Crisis-hit Italy more exposed to mafia power

Updated: 2012-01-12 14:33
( Xinhua)

MILAN, Italy - Mafia has put its hands on the Italian economy cashing in on the ongoing financial crisis, leading anti-mafia prosecutor Antonio Ingroia told Xinhua in an exclusive interview on Wednesday.

Ingroia, who is a public prosecutor in Sicily's capital Palermo, said that the mafia today is still a dangerous economic and financial power in Italy.

"Mafia is still far from being defeated, on the contrary, it has become a real criminal holding whose offshoots extend to other European and international countries,"he said.

In the prosecutor's view, a report released recently by retailers' association Confesercenti describing mafia as the "biggest bank" in the country was not an exaggeration.

According to the report, a growing number of small- and medium-sized enterprises are the main victims of rackets, loan sharking and robberies which generates a turnover of 138 billion euros ($175 billion) a year, or 7 percent of Italy's gross domestic product.

"Although quantifying the black and grey economy is always a hazard, these numbers give a realistic representation of the mafia phenomenon,"Ingroia said.

Such a big business, he said, includes both illegal and seemingly legal activities whose initial capitals belonged to the mafia thus were originated from illicit affairs.

"In fact money laundering is disguising the illicit origin of capitals by reinvesting them in seemingly licit activities, which mafia is increasingly doing also through exploiting the economic crisis," he said.

The prosecutor said the mafia is cashing in on the escalating eurozone debt crisis.

"Some important steps in fighting mafias have been taken recently by the Italian police and authorities, especially in the direction of eradicating territorial control and social consensus which used to be very tight until some years ago," Ingroia stressed.

"But the current economic slowdown has been capitalized by the criminal groups, that have developed strong ability in reinvesting their massive amounts of liquidity in credit crunch markets," he said.

In fact, Ingroia pointed out, many entrepreneurs are forced by the crisis to accept illegal funding provided by the mafia which, as highlighted in the report, owns 65 billion euros ($82 billion) in liquidity.

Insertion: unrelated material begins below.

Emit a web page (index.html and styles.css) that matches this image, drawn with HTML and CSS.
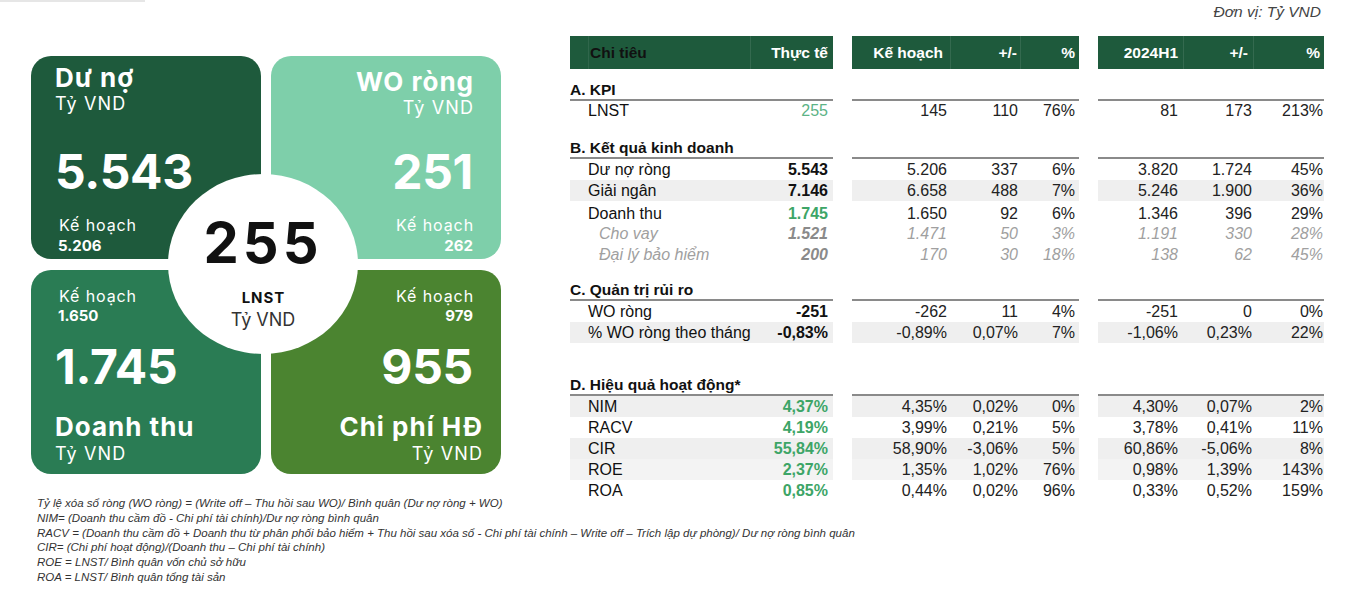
FILE: index.html
```html
<!DOCTYPE html>
<html lang="vi">
<head>
<meta charset="utf-8">
<title>Kết quả kinh doanh</title>
<link rel="stylesheet" href="styles.css">
</head>
<body>
<div class="page">
  <div class="topline"></div>
  <div class="top">
    <section class="kpis">
      <div class="card c-debt">
        <div class="title">Dư nợ</div>
        <div class="sub">Tỷ VND</div>
        <div class="big">5.543</div>
        <div class="plan-label">Kế hoạch</div>
        <div class="plan-val">5.206</div>
      </div>
      <div class="card c-wo right">
        <div class="title">WO ròng</div>
        <div class="sub">Tỷ VND</div>
        <div class="big">251</div>
        <div class="plan-label">Kế hoạch</div>
        <div class="plan-val">262</div>
      </div>
      <div class="card c-rev bottom">
        <div class="plan-label">Kế hoạch</div>
        <div class="plan-val">1.650</div>
        <div class="big">1.745</div>
        <div class="title">Doanh thu</div>
        <div class="sub">Tỷ VND</div>
      </div>
      <div class="card c-cost right bottom">
        <div class="plan-label">Kế hoạch</div>
        <div class="plan-val">979</div>
        <div class="big">955</div>
        <div class="title wide">Chi phí HĐ</div>
        <div class="sub wide">Tỷ VND</div>
      </div>
      <div class="circle">
        <div class="c-num">255</div>
        <div class="c-label">LNST</div>
        <div class="c-unit">Tỷ VND</div>
      </div>
    </section>

    <section class="report">
      <div class="unit">Đơn vị: Tỷ VND</div>
      <div class="tbl">
        <div class="row hdr">
          <div class="g g1"><div class="lbl">Chi tiêu</div><div>Thực tế</div></div>
          <div class="g g2"><div>Kế hoạch</div><div>+/-</div><div>%</div></div>
          <div class="g g3"><div>2024H1</div><div>+/-</div><div>%</div></div>
        </div>

        <div class="row sec sec-a">
          <div class="g g1"><div class="sec-title">A. KPI</div></div>
          <div class="g g2"></div>
          <div class="g g3"></div>
        </div>
        <div class="row r-lnst">
          <div class="g g1"><div class="lbl">LNST</div><div class="green light">255</div></div>
          <div class="g g2"><div>145</div><div>110</div><div>76%</div></div>
          <div class="g g3"><div>81</div><div>173</div><div>213%</div></div>
        </div>

        <div class="row sec sec-b">
          <div class="g g1"><div class="sec-title">B. Kết quả kinh doanh</div></div>
          <div class="g g2"></div>
          <div class="g g3"></div>
        </div>
        <div class="row r21">
          <div class="g g1"><div class="lbl">Dư nợ ròng</div><div class="b">5.543</div></div>
          <div class="g g2"><div>5.206</div><div>337</div><div>6%</div></div>
          <div class="g g3"><div>3.820</div><div>1.724</div><div>45%</div></div>
        </div>
        <div class="row r21 alt">
          <div class="g g1"><div class="lbl">Giải ngân</div><div class="b">7.146</div></div>
          <div class="g g2"><div>6.658</div><div>488</div><div>7%</div></div>
          <div class="g g3"><div>5.246</div><div>1.900</div><div>36%</div></div>
        </div>
        <div class="row r20 r-rev">
          <div class="g g1"><div class="lbl">Doanh thu</div><div class="green b">1.745</div></div>
          <div class="g g2"><div>1.650</div><div>92</div><div>6%</div></div>
          <div class="g g3"><div>1.346</div><div>396</div><div>29%</div></div>
        </div>
        <div class="row r20 sub-row">
          <div class="g g1"><div class="lbl">Cho vay</div><div class="b">1.521</div></div>
          <div class="g g2"><div>1.471</div><div>50</div><div>3%</div></div>
          <div class="g g3"><div>1.191</div><div>330</div><div>28%</div></div>
        </div>
        <div class="row r21 sub-row">
          <div class="g g1"><div class="lbl">Đại lý bảo hiểm</div><div class="b">200</div></div>
          <div class="g g2"><div>170</div><div>30</div><div>18%</div></div>
          <div class="g g3"><div>138</div><div>62</div><div>45%</div></div>
        </div>

        <div class="row sec sec-c">
          <div class="g g1"><div class="sec-title">C. Quản trị rủi ro</div></div>
          <div class="g g2"></div>
          <div class="g g3"></div>
        </div>
        <div class="row r21">
          <div class="g g1"><div class="lbl">WO ròng</div><div class="b">-251</div></div>
          <div class="g g2"><div>-262</div><div>11</div><div>4%</div></div>
          <div class="g g3"><div>-251</div><div>0</div><div>0%</div></div>
        </div>
        <div class="row r21 alt">
          <div class="g g1"><div class="lbl">% WO ròng theo tháng</div><div class="b">-0,83%</div></div>
          <div class="g g2"><div>-0,89%</div><div>0,07%</div><div>7%</div></div>
          <div class="g g3"><div>-1,06%</div><div>0,23%</div><div>22%</div></div>
        </div>

        <div class="row sec sec-d">
          <div class="g g1"><div class="sec-title">D. Hiệu quả hoạt động*</div></div>
          <div class="g g2"></div>
          <div class="g g3"></div>
        </div>
        <div class="row r21 alt">
          <div class="g g1"><div class="lbl">NIM</div><div class="green b">4,37%</div></div>
          <div class="g g2"><div>4,35%</div><div>0,02%</div><div>0%</div></div>
          <div class="g g3"><div>4,30%</div><div>0,07%</div><div>2%</div></div>
        </div>
        <div class="row r21">
          <div class="g g1"><div class="lbl">RACV</div><div class="green b">4,19%</div></div>
          <div class="g g2"><div>3,99%</div><div>0,21%</div><div>5%</div></div>
          <div class="g g3"><div>3,78%</div><div>0,41%</div><div>11%</div></div>
        </div>
        <div class="row r21 alt">
          <div class="g g1"><div class="lbl">CIR</div><div class="green b">55,84%</div></div>
          <div class="g g2"><div>58,90%</div><div>-3,06%</div><div>5%</div></div>
          <div class="g g3"><div>60,86%</div><div>-5,06%</div><div>8%</div></div>
        </div>
        <div class="row r21 alt2">
          <div class="g g1"><div class="lbl">ROE</div><div class="green b">2,37%</div></div>
          <div class="g g2"><div>1,35%</div><div>1,02%</div><div>76%</div></div>
          <div class="g g3"><div>0,98%</div><div>1,39%</div><div>143%</div></div>
        </div>
        <div class="row r21">
          <div class="g g1"><div class="lbl">ROA</div><div class="green b">0,85%</div></div>
          <div class="g g2"><div>0,44%</div><div>0,02%</div><div>96%</div></div>
          <div class="g g3"><div>0,33%</div><div>0,52%</div><div>159%</div></div>
        </div>
      </div>
    </section>
  </div>

  <div class="notes">
    <p>Tỷ lệ xóa sổ ròng (WO ròng) = (Write off – Thu hồi sau WO)/ Bình quân (Dư nợ ròng + WO)</p>
    <p>NIM= (Doanh thu cầm đồ - Chi phí tài chính)/Dư nợ ròng bình quân</p>
    <p>RACV = (Doanh thu cầm đồ + Doanh thu từ phân phối bảo hiểm + Thu hồi sau xóa sổ - Chi phí tài chính – Write off – Trích lập dự phòng)/ Dư nợ ròng bình quân</p>
    <p>CIR= (Chi phí hoạt động)/(Doanh thu – Chi phí tài chính)</p>
    <p>ROE = LNST/ Bình quân vốn chủ sở hữu</p>
    <p>ROA = LNST/ Bình quân tổng tài sản</p>
  </div>
</div>
</body>
</html>
```

FILE: styles.css
```css
* { box-sizing: border-box; }
html, body { margin: 0; padding: 0; background: #ffffff; }
body { font-family: "Liberation Sans", Arial, sans-serif; color: #111; }

.page { width: 1349px; height: 611px; overflow: hidden; }

.topline { width: 145px; height: 2px; background: #e6e6e6; margin-bottom: -2px; }

.top { display: flex; align-items: flex-start; }

/* ---------- KPI cards ---------- */
.kpis {
  position: relative;
  margin: 56px 0 0 31px;
  width: 470px;
  display: grid;
  grid-template-columns: 230px 230px;
  grid-template-rows: 203px 204px;
  column-gap: 10px;
  row-gap: 11px;
  font-family: Inter, "Open Sans", sans-serif;
  color: #ffffff;
}
.card {
  border-radius: 20px;
  padding: 7px 28px 0 24px;
  display: flex;
  flex-direction: column;
}
.c-debt { background: #1e5a3c; }
.c-wo { background: #7ecfaa; }
.c-rev { background: #2a7c54; }
.c-cost { background: #4b8430; }

.card.right { text-align: right; }
.card.bottom { padding-top: 16px; }
.c-cost { padding-top: 14px; }

.title { font-size: 26px; line-height: 29px; font-weight: 700; letter-spacing: 1px; }
.sub { font-size: 18px; line-height: 24px; font-weight: 400; letter-spacing: 1.1px; }
.big { font-size: 48px; line-height: 50px; font-weight: 700; margin-top: 31px; letter-spacing: -0.3px; }
.plan-label { font-size: 16px; line-height: 20px; font-weight: 400; margin-top: 18px; padding-left: 4px; letter-spacing: 0.9px; }
.plan-val { font-size: 15px; line-height: 18px; font-weight: 700; margin-top: 2px; padding-left: 3px; }
.card.right .plan-label, .card.right .plan-val { padding-left: 0; }
.card.right .title, .card.right .sub, .card.right .plan-label { margin-right: -1px; }

.c-wo .title { margin-top: 4px; }
.c-wo .big { margin-top: 27px; }

.card.bottom .plan-label { margin-top: 0; }
.card.bottom .plan-val { margin-top: 1px; }
.card.bottom .big { margin-top: 17px; }
.card.bottom .title { margin-top: 20px; }
.card.bottom .sub { margin-top: 1px; }
.c-cost .big { margin-top: 19px; }
.c-cost .title { margin-top: 23px; }
.card.right .wide { margin-right: -10px; }

.circle {
  position: absolute;
  left: 137px;
  top: 118px;
  width: 190px;
  height: 180px;
  border-radius: 50%;
  background: #ffffff;
  text-align: center;
  padding-top: 41px;
  color: #111;
}
.c-num { font-size: 56px; line-height: 56px; font-weight: 700; letter-spacing: 4px; padding-left: 0; }
.c-label { font-size: 15px; line-height: 18px; font-weight: 700; margin-top: 18px; letter-spacing: 1px; padding-left: 1px; }
.c-unit { font-size: 18px; line-height: 22px; font-weight: 400; margin-top: 2px; color: #333; }

/* ---------- Report table ---------- */
.report { margin-left: 69px; width: 754px; }
.unit {
  text-align: right;
  font-style: italic;
  font-size: 15.5px;
  line-height: 20px;
  color: #444;
  margin-top: 2px;
  padding-right: 3px;
  height: 34px;
}

.row {
  display: grid;
  grid-template-columns: 263px 227px 226px;
  column-gap: 19px;
  font-size: 16px;
  color: #222;
}
.g { display: grid; height: 100%; }
.g1 { grid-template-columns: 180px 83px; }
.g2 { grid-template-columns: 98px 70px 59px; }
.g3 { grid-template-columns: 85px 70px 71px; }
.g > div { display: flex; align-items: center; justify-content: flex-end; white-space: nowrap; }
.g > div.lbl, .g > div.sec-title { justify-content: flex-start; }

.g1 > div:nth-child(2) { padding-right: 5px; }
.g2 > div:nth-child(1) { padding-right: 3px; }
.g2 > div:nth-child(2) { padding-right: 2px; }
.g2 > div:nth-child(3) { padding-right: 4px; }
.g3 > div:nth-child(1) { padding-right: 5px; }
.g3 > div:nth-child(2) { padding-right: 1px; }
.g3 > div:nth-child(3) { padding-right: 1px; }

.lbl { padding-left: 18px; color: #111; }

/* header */
.hdr { height: 33px; }
.hdr .g { background: #1e5a3c; color: #ffffff; font-weight: 700; font-size: 15.5px; }
.hdr .g > div + div { border-left: 1px solid rgba(255,255,255,0.10); }
.hdr .g1 > div.lbl { border-left: 1px solid rgba(255,255,255,0.08); margin-left: 18px; padding-left: 1px; }
.hdr .g2 > div:nth-child(1) { padding-right: 7px; }
.hdr .g2 > div:nth-child(2) { padding-right: 3px; }
.hdr .g3 > div:nth-child(2) { padding-right: 5px; }
.hdr .g3 > div:nth-child(3) { padding-right: 4px; }

/* sections */
.sec { height: 20px; }
.sec .g { border-bottom: 2px solid #8a8a8a; }
.sec .g1 { grid-template-columns: 263px; }
.sec-title { font-weight: 700; font-size: 15.5px; color: #111; }
.sec-a { margin-top: 12px; }
.sec-b { margin-top: 19px; }
.sec-c { margin-top: 16px; }
.sec-d { margin-top: 33px; }

.r-lnst { height: 19px; }
.r21 { height: 21px; }
.r20 { height: 20px; }
.r-rev { margin-top: 3px; }

.alt .g { background: #efefef; }
.alt2 .g { background: #f3f3f3; }

.b { font-weight: 700; color: #111; }
.green { color: #3da567; }
.green.light { color: #5cb386; font-weight: 400; }

.sub-row .g > div { font-style: italic; color: #a0a0a0; }
.sub-row .g > div.lbl { padding-left: 29px; color: #a0a0a0; }
.sub-row .g > div.b { color: #8a8a8a; }

/* ---------- notes ---------- */
.notes {
  margin: -5px 0 0 37px;
  font-size: 11.5px;
  line-height: 14.8px;
  font-style: italic;
  color: #333;
}
.notes p { margin: 0; white-space: nowrap; }
```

As a consequence of loan sharking, thousands of businesses and jobs have been destroyed over years.

"The recent captures of leading fugitive mafia bosses are extraordinary achievements," said the prosecutor, who has been fighting mafia for 20 years coming under threat several times.

"But Italy needs joint efforts to overcome mafia, starting from eliminating impunity, group interests and a worrying mafia culture still widespread in the economic and political world as well as in the society," he said.